## Set task
Return all of the data exactly, with nothing left out but the pictures.

:::

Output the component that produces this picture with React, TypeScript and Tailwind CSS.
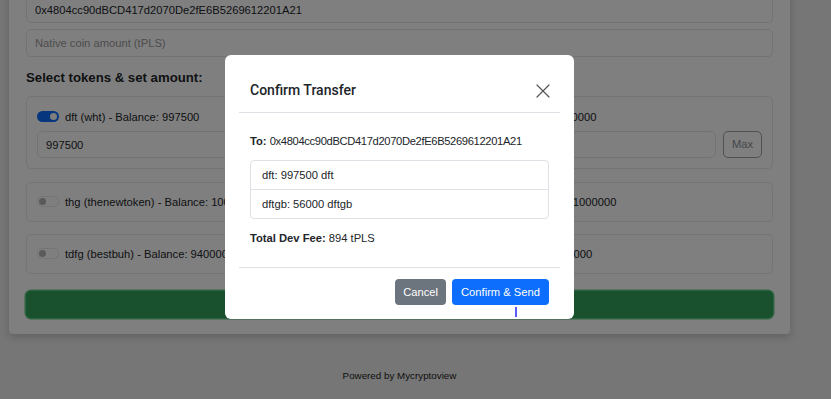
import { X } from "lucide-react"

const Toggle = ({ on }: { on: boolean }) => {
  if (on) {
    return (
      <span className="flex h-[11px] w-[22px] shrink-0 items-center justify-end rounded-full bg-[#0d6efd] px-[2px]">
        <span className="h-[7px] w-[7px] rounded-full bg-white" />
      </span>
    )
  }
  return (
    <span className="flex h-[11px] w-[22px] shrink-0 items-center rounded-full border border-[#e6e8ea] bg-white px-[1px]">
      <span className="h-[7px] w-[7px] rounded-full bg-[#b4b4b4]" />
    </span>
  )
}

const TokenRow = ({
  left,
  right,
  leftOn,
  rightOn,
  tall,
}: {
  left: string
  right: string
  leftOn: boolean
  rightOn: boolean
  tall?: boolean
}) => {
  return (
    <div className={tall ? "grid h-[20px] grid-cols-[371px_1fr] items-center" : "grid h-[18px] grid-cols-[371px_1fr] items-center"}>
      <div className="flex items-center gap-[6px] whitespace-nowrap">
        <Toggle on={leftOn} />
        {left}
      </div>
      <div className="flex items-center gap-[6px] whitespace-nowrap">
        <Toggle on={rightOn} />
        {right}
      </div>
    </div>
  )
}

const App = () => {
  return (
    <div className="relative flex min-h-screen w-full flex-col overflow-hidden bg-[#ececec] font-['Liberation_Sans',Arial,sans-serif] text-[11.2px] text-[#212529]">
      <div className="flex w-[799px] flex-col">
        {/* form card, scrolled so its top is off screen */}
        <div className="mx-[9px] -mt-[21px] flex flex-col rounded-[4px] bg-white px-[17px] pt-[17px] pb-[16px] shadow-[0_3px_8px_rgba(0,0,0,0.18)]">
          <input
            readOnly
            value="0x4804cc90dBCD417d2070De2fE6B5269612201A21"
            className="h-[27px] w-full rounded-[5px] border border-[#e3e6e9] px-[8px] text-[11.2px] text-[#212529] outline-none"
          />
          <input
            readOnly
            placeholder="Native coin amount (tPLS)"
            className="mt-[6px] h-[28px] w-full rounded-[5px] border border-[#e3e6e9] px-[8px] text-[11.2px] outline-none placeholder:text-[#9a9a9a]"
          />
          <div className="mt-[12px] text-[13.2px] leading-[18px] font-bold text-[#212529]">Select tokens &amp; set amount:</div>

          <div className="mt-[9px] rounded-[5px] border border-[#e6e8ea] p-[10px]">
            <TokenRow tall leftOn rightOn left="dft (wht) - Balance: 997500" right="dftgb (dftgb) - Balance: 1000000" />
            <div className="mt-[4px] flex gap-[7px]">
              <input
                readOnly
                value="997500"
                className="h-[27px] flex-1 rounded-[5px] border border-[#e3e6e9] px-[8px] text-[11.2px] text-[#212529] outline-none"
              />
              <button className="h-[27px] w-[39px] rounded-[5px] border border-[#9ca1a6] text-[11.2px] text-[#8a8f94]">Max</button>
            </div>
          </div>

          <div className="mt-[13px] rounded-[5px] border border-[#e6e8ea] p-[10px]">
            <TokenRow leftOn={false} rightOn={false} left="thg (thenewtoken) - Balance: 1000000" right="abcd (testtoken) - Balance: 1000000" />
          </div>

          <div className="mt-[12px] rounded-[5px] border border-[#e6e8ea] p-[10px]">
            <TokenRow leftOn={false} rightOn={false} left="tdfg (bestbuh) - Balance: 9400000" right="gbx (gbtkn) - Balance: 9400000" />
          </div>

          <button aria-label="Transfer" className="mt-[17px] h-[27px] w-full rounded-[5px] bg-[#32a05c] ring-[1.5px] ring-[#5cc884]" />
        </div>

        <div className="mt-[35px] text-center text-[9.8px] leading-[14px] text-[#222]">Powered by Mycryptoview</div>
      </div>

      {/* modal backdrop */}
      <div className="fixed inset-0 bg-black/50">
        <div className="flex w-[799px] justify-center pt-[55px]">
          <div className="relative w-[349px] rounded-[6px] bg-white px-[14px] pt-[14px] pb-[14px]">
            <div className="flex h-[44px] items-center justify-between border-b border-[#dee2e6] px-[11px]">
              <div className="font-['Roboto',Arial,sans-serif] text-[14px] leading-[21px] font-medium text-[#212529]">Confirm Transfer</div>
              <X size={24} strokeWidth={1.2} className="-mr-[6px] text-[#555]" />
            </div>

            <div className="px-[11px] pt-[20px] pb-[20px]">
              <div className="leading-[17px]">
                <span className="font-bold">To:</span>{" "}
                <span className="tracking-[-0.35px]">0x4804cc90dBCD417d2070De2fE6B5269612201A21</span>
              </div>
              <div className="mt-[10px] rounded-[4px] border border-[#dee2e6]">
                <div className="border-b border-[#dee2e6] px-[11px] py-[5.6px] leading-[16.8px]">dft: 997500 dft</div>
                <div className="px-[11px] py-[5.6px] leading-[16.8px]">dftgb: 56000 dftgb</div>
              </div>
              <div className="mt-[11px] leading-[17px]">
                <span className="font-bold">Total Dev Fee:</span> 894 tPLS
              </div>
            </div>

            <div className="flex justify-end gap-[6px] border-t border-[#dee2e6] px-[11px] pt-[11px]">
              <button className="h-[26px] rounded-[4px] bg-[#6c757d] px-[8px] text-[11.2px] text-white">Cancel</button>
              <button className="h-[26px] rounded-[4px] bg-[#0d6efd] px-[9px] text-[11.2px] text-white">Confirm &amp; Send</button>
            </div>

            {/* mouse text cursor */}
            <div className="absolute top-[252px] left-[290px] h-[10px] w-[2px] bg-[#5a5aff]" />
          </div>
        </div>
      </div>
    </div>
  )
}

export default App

:::

## Written solution
Output the component that produces this picture with React, TypeScript and Tailwind CSS.
import { X } from "lucide-react"

const Toggle = ({ on }: { on: boolean }) => {
  if (on) {
    return (
      <span className="flex h-[11px] w-[22px] shrink-0 items-center justify-end rounded-full bg-[#0d6efd] px-[2px]">
        <span className="h-[7px] w-[7px] rounded-full bg-white" />
      </span>
    )
  }
  return (
    <span className="flex h-[11px] w-[22px] shrink-0 items-center rounded-full border border-[#e6e8ea] bg-white px-[1px]">
      <span className="h-[7px] w-[7px] rounded-full bg-[#b4b4b4]" />
    </span>
  )
}

const TokenRow = ({
  left,
  right,
  leftOn,
  rightOn,
  tall,
}: {
  left: string
  right: string
  leftOn: boolean
  rightOn: boolean
  tall?: boolean
}) => {
  return (
    <div className={tall ? "grid h-[20px] grid-cols-[371px_1fr] items-center" : "grid h-[18px] grid-cols-[371px_1fr] items-center"}>
      <div className="flex items-center gap-[6px] whitespace-nowrap">
        <Toggle on={leftOn} />
        {left}
      </div>
      <div className="flex items-center gap-[6px] whitespace-nowrap">
        <Toggle on={rightOn} />
        {right}
      </div>
    </div>
  )
}

const App = () => {
  return (
    <div className="relative flex min-h-screen w-full flex-col overflow-hidden bg-[#ececec] font-['Liberation_Sans',Arial,sans-serif] text-[11.2px] text-[#212529]">
      <div className="flex w-[799px] flex-col">
        {/* form card, scrolled so its top is off screen */}
        <div className="mx-[9px] -mt-[21px] flex flex-col rounded-[4px] bg-white px-[17px] pt-[17px] pb-[16px] shadow-[0_3px_8px_rgba(0,0,0,0.18)]">
          <input
            readOnly
            value="0x4804cc90dBCD417d2070De2fE6B5269612201A21"
            className="h-[27px] w-full rounded-[5px] border border-[#e3e6e9] px-[8px] text-[11.2px] text-[#212529] outline-none"
          />
          <input
            readOnly
            placeholder="Native coin amount (tPLS)"
            className="mt-[6px] h-[28px] w-full rounded-[5px] border border-[#e3e6e9] px-[8px] text-[11.2px] outline-none placeholder:text-[#9a9a9a]"
          />
          <div className="mt-[12px] text-[13.2px] leading-[18px] font-bold text-[#212529]">Select tokens &amp; set amount:</div>

          <div className="mt-[9px] rounded-[5px] border border-[#e6e8ea] p-[10px]">
            <TokenRow tall leftOn rightOn left="dft (wht) - Balance: 997500" right="dftgb (dftgb) - Balance: 1000000" />
            <div className="mt-[4px] flex gap-[7px]">
              <input
                readOnly
                value="997500"
                className="h-[27px] flex-1 rounded-[5px] border border-[#e3e6e9] px-[8px] text-[11.2px] text-[#212529] outline-none"
              />
              <button className="h-[27px] w-[39px] rounded-[5px] border border-[#9ca1a6] text-[11.2px] text-[#8a8f94]">Max</button>
            </div>
          </div>

          <div className="mt-[13px] rounded-[5px] border border-[#e6e8ea] p-[10px]">
            <TokenRow leftOn={false} rightOn={false} left="thg (thenewtoken) - Balance: 1000000" right="abcd (testtoken) - Balance: 1000000" />
          </div>

          <div className="mt-[12px] rounded-[5px] border border-[#e6e8ea] p-[10px]">
            <TokenRow leftOn={false} rightOn={false} left="tdfg (bestbuh) - Balance: 9400000" right="gbx (gbtkn) - Balance: 9400000" />
          </div>

          <button aria-label="Transfer" className="mt-[17px] h-[27px] w-full rounded-[5px] bg-[#32a05c] ring-[1.5px] ring-[#5cc884]" />
        </div>

        <div className="mt-[35px] text-center text-[9.8px] leading-[14px] text-[#222]">Powered by Mycryptoview</div>
      </div>

      {/* modal backdrop */}
      <div className="fixed inset-0 bg-black/50">
        <div className="flex w-[799px] justify-center pt-[55px]">
          <div className="relative w-[349px] rounded-[6px] bg-white px-[14px] pt-[14px] pb-[14px]">
            <div className="flex h-[44px] items-center justify-between border-b border-[#dee2e6] px-[11px]">
              <div className="font-['Roboto',Arial,sans-serif] text-[14px] leading-[21px] font-medium text-[#212529]">Confirm Transfer</div>
              <X size={24} strokeWidth={1.2} className="-mr-[6px] text-[#555]" />
            </div>

            <div className="px-[11px] pt-[20px] pb-[20px]">
              <div className="leading-[17px]">
                <span className="font-bold">To:</span>{" "}
                <span className="tracking-[-0.35px]">0x4804cc90dBCD417d2070De2fE6B5269612201A21</span>
              </div>
              <div className="mt-[10px] rounded-[4px] border border-[#dee2e6]">
                <div className="border-b border-[#dee2e6] px-[11px] py-[5.6px] leading-[16.8px]">dft: 997500 dft</div>
                <div className="px-[11px] py-[5.6px] leading-[16.8px]">dftgb: 56000 dftgb</div>
              </div>
              <div className="mt-[11px] leading-[17px]">
                <span className="font-bold">Total Dev Fee:</span> 894 tPLS
              </div>
            </div>

            <div className="flex justify-end gap-[6px] border-t border-[#dee2e6] px-[11px] pt-[11px]">
              <button className="h-[26px] rounded-[4px] bg-[#6c757d] px-[8px] text-[11.2px] text-white">Cancel</button>
              <button className="h-[26px] rounded-[4px] bg-[#0d6efd] px-[9px] text-[11.2px] text-white">Confirm &amp; Send</button>
            </div>

            {/* mouse text cursor */}
            <div className="absolute top-[252px] left-[290px] h-[10px] w-[2px] bg-[#5a5aff]" />
          </div>
        </div>
      </div>
    </div>
  )
}

export default App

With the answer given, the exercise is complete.